The Maine Maritime Museum, formerly the Bath Marine Museum, offers exhibits about Maine's maritime heritage, culture and the role Maine has played in regional and global maritime activities. The Maine Maritime Museum has a large and quirky collection, made up of more than 20,000 documents, artifacts and pieces of artwork and includes an extensive research library.

The museum is set on a scenic active waterfront on the banks of the Kennebec River and includes the historic Percy and Small Shipyard with five original 19th-century buildings, a Victorian-era shipyard owner's home and New England's largest sculpture – a full size representation of the largest wooden sailing vessel ever built, the six-masted schooner Wyoming.

The Marine Research Society of Bath was founded in 1962 by seven residents from Bath, Maine. The early years saw the founders renting a storefront in 1964 to exhibit the collection. In 1964 one of Bath's wealthy shipbuilding families, the Sewalls, gave the museum their mansion to exhibit the museum's collection.

It was called Bath Marine Museum until 1972 when the name was officially changed the Maine Maritime Museum.

By 1983, the museum showed their collection via three sites: Sewall House, the Winter Street Centre and the Apprenticeshop.

In June 2010, due to the recession the Portland Harbor Museum and Maine Maritime Museum merged. The collection from the Portland Harbor Museum was moved to the Maine Maritime Museum on the basis that the Bath museum is a climate-controlled facility and the "premier facility for visitors to experience the history of Maine shipbuilding and seafaring" and the Portland Harbor Museum "received few visitors."

In 2012, the Gazela Primeiro visited the Maine Maritime Museum to commemorate the museum's half-century anniversary.

The collection contains "many sextants, spyglasses, captain's chests".

Over the period of 2001 through to 2007 the museum's collection of objects grew from 16,000 to 20,000.

The museum offers river and coastal cruises and lighthouse tours.

In the 1980s the museum resided in two sites, and a 20-minute ferry transported visitors between the two locations.

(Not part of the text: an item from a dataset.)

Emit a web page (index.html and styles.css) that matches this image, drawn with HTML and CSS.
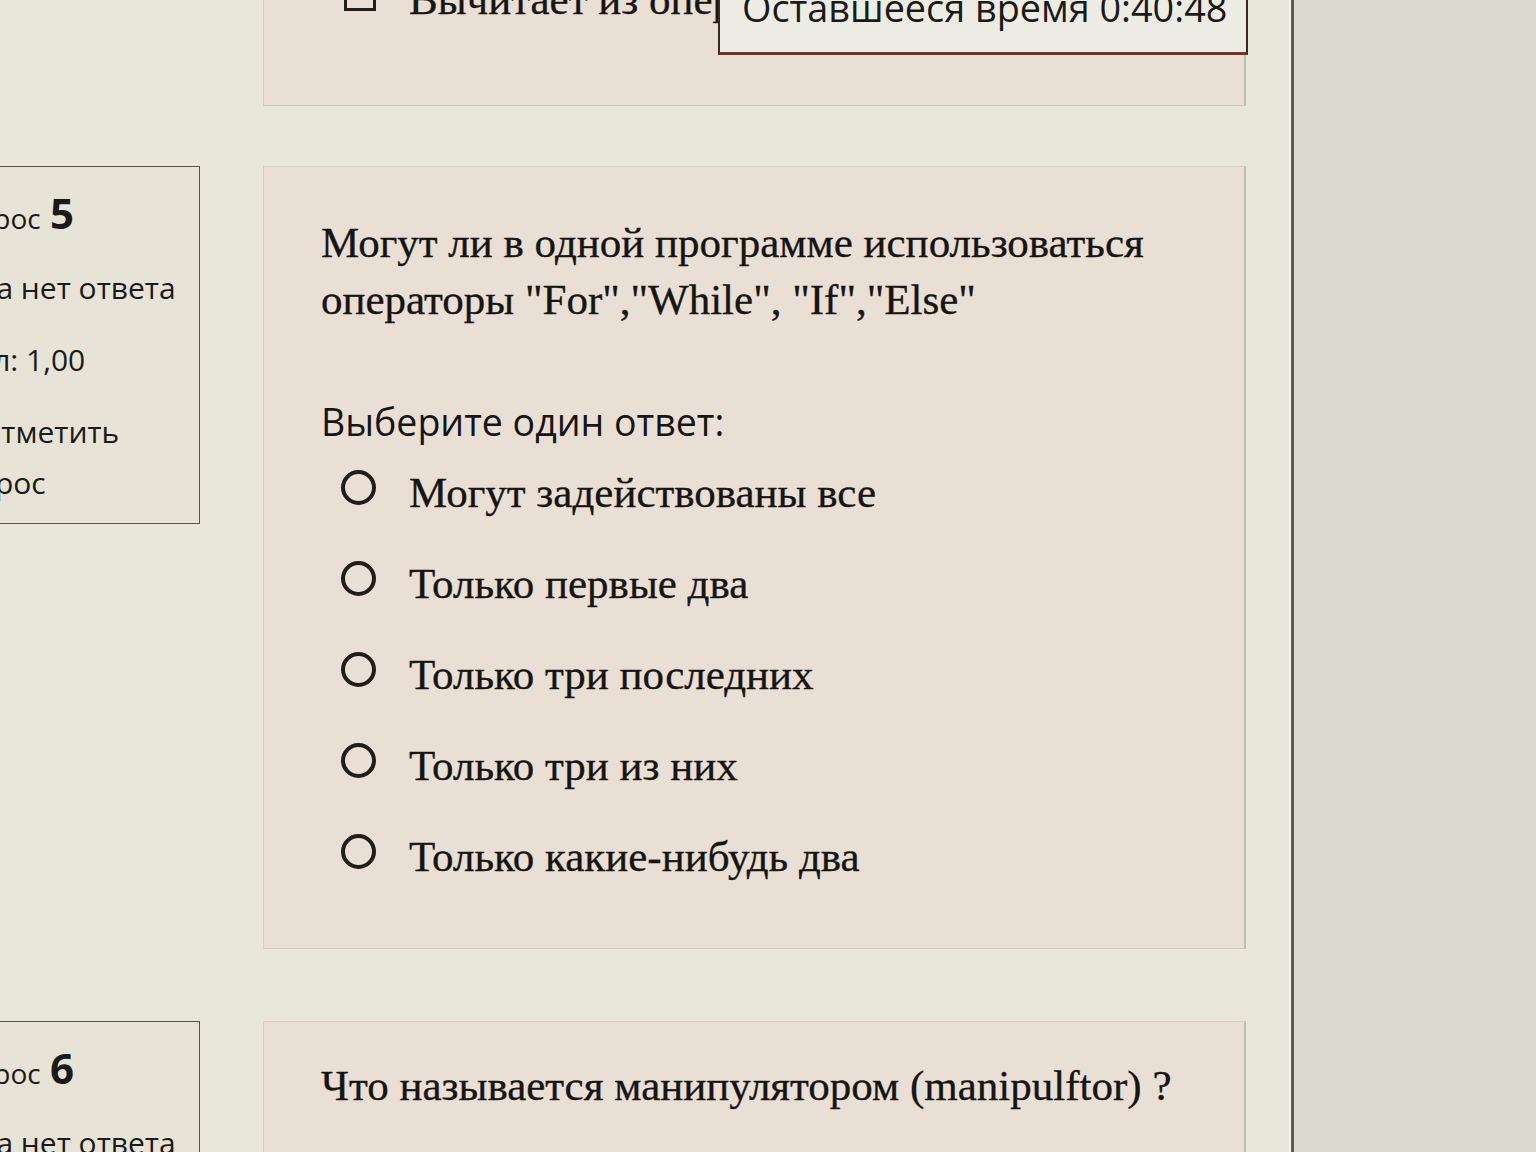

In 1987 a $7 million construction project to build a new home for the museum one mile from the museum's campus was in progress. The new location includes the Percy & Small Shipyard, preserving the nation's only surviving wooden shipbuilding site.Winton Scott Architects designed the current Maine Maritime Museum gallery building. In 1987, Elizabeth B. Noyce donated $3.5 million towards the construction on the museum's building. The building was completed in 1989 to a size of 30,000 square feet. In 2010 it was reported the museum underwent a renovation to address water issues arising out of a design flaw in the roof.